▶ Collected material
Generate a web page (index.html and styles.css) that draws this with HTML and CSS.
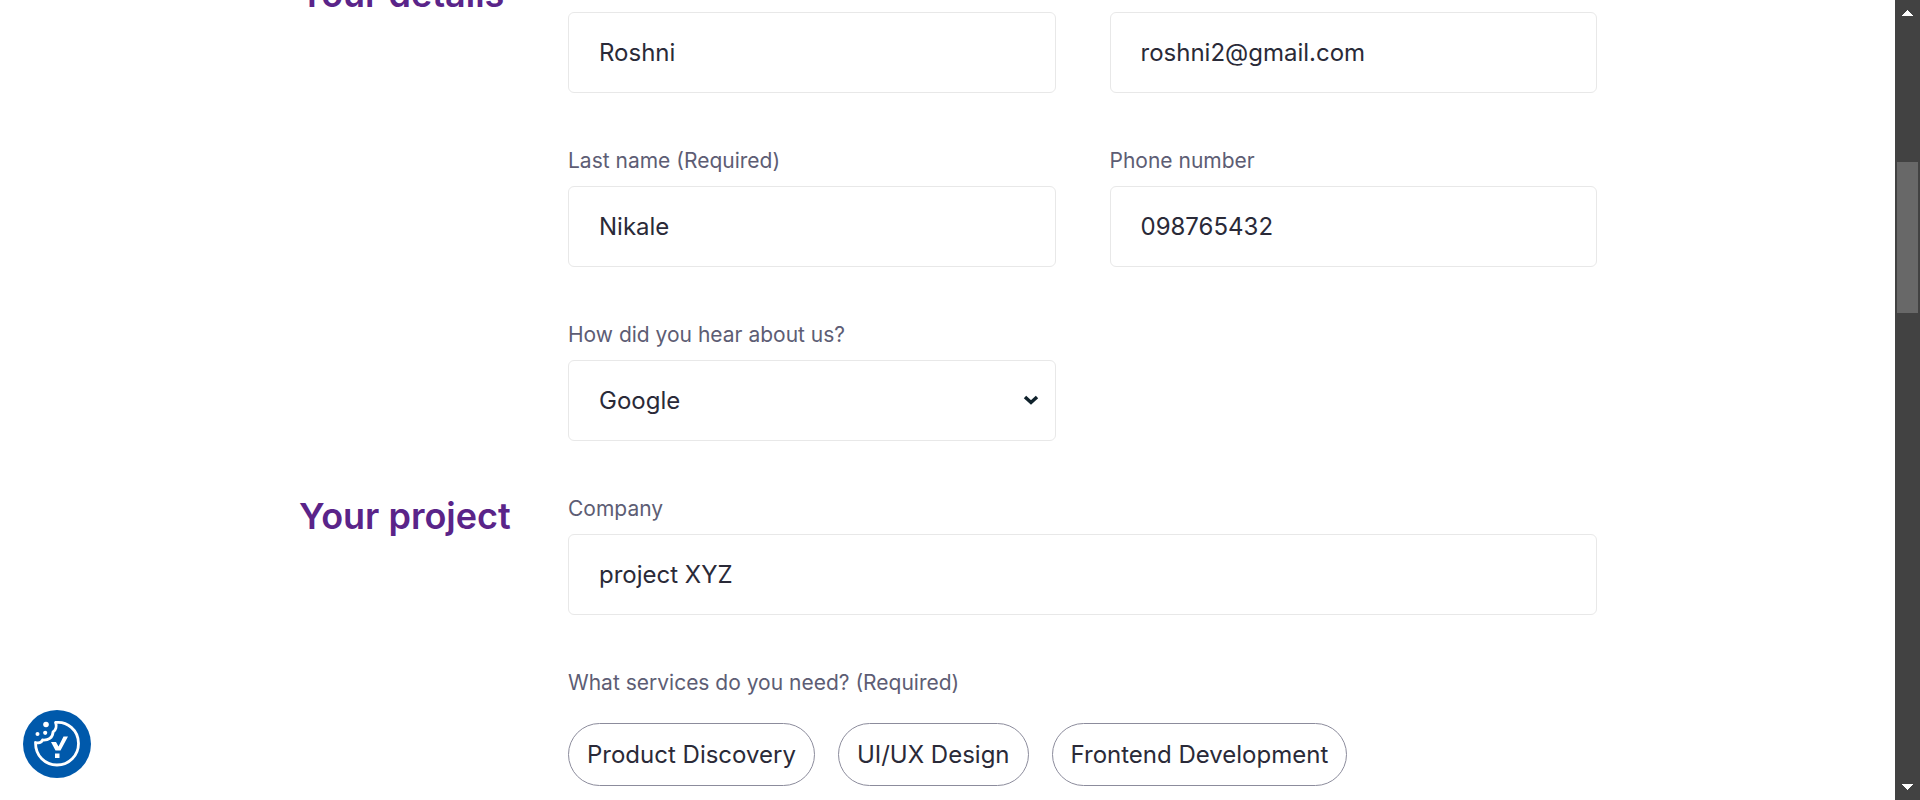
FILE: index.html
```html
<!DOCTYPE html>
<html lang="en">
<head>
<meta charset="utf-8">
<title>Your project</title>
<link rel="stylesheet" href="styles.css">
</head>
<body>
<div class="window">
  <main class="page">
    <form class="form">
      <section class="section">
        <h2 class="section-title">Your details</h2>
        <div class="fields">
          <div class="field">
            <label class="label" for="first">First name (Required)</label>
            <input class="control" id="first" type="text" value="Roshni">
          </div>
          <div class="field">
            <label class="label" for="email">Email (Required)</label>
            <input class="control" id="email" type="email" value="roshni2@gmail.com">
          </div>
          <div class="field">
            <label class="label" for="last">Last name (Required)</label>
            <input class="control" id="last" type="text" value="Nikale">
          </div>
          <div class="field">
            <label class="label" for="phone">Phone number</label>
            <input class="control" id="phone" type="tel" value="098765432">
          </div>
          <div class="field">
            <label class="label" for="source">How did you hear about us?</label>
            <div class="select-wrap">
              <select class="control" id="source"><option>Google</option></select>
              <svg class="chevron" viewBox="0 0 16 10" aria-hidden="true"><path d="M2 2l6 5.500 6-5.500"/></svg>
            </div>
          </div>
        </div>
      </section>
      <section class="section">
        <h2 class="section-title">Your project</h2>
        <div class="fields">
          <div class="field wide">
            <label class="label" for="company">Company</label>
            <input class="control" id="company" type="text" value="project XYZ">
          </div>
          <fieldset class="field wide services">
            <legend class="label">What services do you need? (Required)</legend>
            <div class="chips">
              <label class="chip"><input class="chip-input" type="checkbox">Product Discovery</label>
              <label class="chip"><input class="chip-input" type="checkbox">UI/UX Design</label>
              <label class="chip"><input class="chip-input" type="checkbox">Frontend Development</label>
            </div>
          </fieldset>
        </div>
      </section>
    </form>
  </main>
  <div class="scrollbar">
    <button class="scroll-button" type="button" aria-label="Scroll up"><svg class="arrow" viewBox="0 0 11 6" shape-rendering="crispEdges"><path d="M0 6L5.500 0 11 6z"/></svg></button>
    <div class="track"><div class="thumb"></div></div>
    <button class="scroll-button" type="button" aria-label="Scroll down"><svg class="arrow" viewBox="0 0 11 6" shape-rendering="crispEdges"><path d="M0 0h11L5.500 6z"/></svg></button>
  </div>
</div>
<button class="cookie" type="button" aria-label="Cookie settings">
  <svg class="cookie-icon" viewBox="0 0 68 68" aria-hidden="true">
    <circle cx="34" cy="34" r="34" fill="#0059ab"/>
    <path d="M32.500 12.500C44 11 55.500 20 55.500 33.500C55.500 45.500 46 55 34 55C22 55 12.500 46 12.500 32.500C16 33.500 18.500 32.500 19.500 30C25 30.500 30 28 30 22C33 20 34 16 32.500 12.500Z" fill="none" stroke="#fff" stroke-width="2.800" stroke-linejoin="round"/>
    <circle cx="23" cy="14.500" r="2.800" fill="#fff"/>
    <circle cx="14.500" cy="24" r="2" fill="#fff"/>
    <circle cx="22.200" cy="22.800" r="2.100" fill="#fff"/>
    <path d="M28 32h5l2.500 4.500L40.500 26.500h4.500L37.500 40.500h-5z" fill="#fff"/>
    <path d="M32 43.500h4.500v4.500h-4.500z" fill="#fff"/>
  </svg>
</button>
</body>
</html>
```
FILE: styles.css
```css
* {
  box-sizing: border-box;
}

body {
  margin: 0;
  background: #fff;
  color: #2a2a38;
  font-family: Inter, "Liberation Sans", sans-serif;
}

.window {
  display: flex;
  height: 100vh;
  overflow: hidden;
}

.page {
  flex: 1;
  min-width: 0;
  padding-left: 1px;
  overflow: hidden;
}

/* The form is shown scrolled past its first row of labels. */
.form {
  max-width: 1298px;
  margin: -27px auto 0;
}

.section {
  display: grid;
  grid-template-columns: 269px 1fr;
}

.section-title {
  margin: 0;
  color: #5a2489;
  font-size: 36px;
  font-weight: 600;
  line-height: 42px;
}

.fields {
  display: grid;
  grid-template-columns: 1fr 1fr;
  column-gap: 54px;
}

.field {
  display: flex;
  flex-direction: column;
  gap: 11px;
  min-width: 0;
  margin: 0 0 54px;
  padding: 0;
  border: 0;
}

.wide {
  grid-column: 1 / -1;
}

.label {
  padding: 0;
  color: #5d5d74;
  font-size: 21px;
  font-weight: 400;
  line-height: 28px;
}

.control {
  display: block;
  width: 100%;
  height: 81px;
  padding: 0 30px;
  border: 1px solid #e8e8e8;
  border-radius: 6px;
  background: #fff;
  color: inherit;
  font-family: inherit;
  font-size: 24px;
  font-weight: 400;
  appearance: none;
}

.select-wrap {
  position: relative;
}

.chevron {
  position: absolute;
  top: 35px;
  right: 17px;
  width: 16px;
  height: 10px;
  fill: none;
  stroke: #10222c;
  stroke-width: 3.5;
  pointer-events: none;
}

.services {
  display: block;
}

.chips {
  display: flex;
  flex-wrap: wrap;
  gap: 23px;
  padding-top: 26px;
}

.chip {
  padding: 0 18px;
  border: 1px solid #8c8c9c;
  border-radius: 32px;
  font-size: 24px;
  font-weight: 400;
  line-height: 61px;
}

.chip-input {
  position: absolute;
  opacity: 0;
  pointer-events: none;
}

.scrollbar {
  display: flex;
  flex-direction: column;
  width: 25px;
  background: #424242;
}

.scroll-button {
  display: flex;
  align-items: center;
  justify-content: center;
  height: 26px;
  padding: 0;
  border: 0;
  background: none;
}

.arrow {
  width: 11px;
  height: 6px;
  fill: #fff;
}

.track {
  flex: 1;
  padding: 136px 2px 0;
}

.thumb {
  height: 151px;
  background: #686868;
}

.cookie {
  position: fixed;
  bottom: 22px;
  left: 23px;
  width: 68px;
  height: 68px;
  padding: 0;
  border: 0;
  border-radius: 50%;
  background: none;
}

.cookie-icon {
  display: block;
  width: 100%;
}
```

▶ Short problem
All lines that include "page" are to be gathered and copied.

▶ Written answer
Generate a web page (index.html and styles.css) that draws this with HTML and CSS.
  <main class="page">
.page {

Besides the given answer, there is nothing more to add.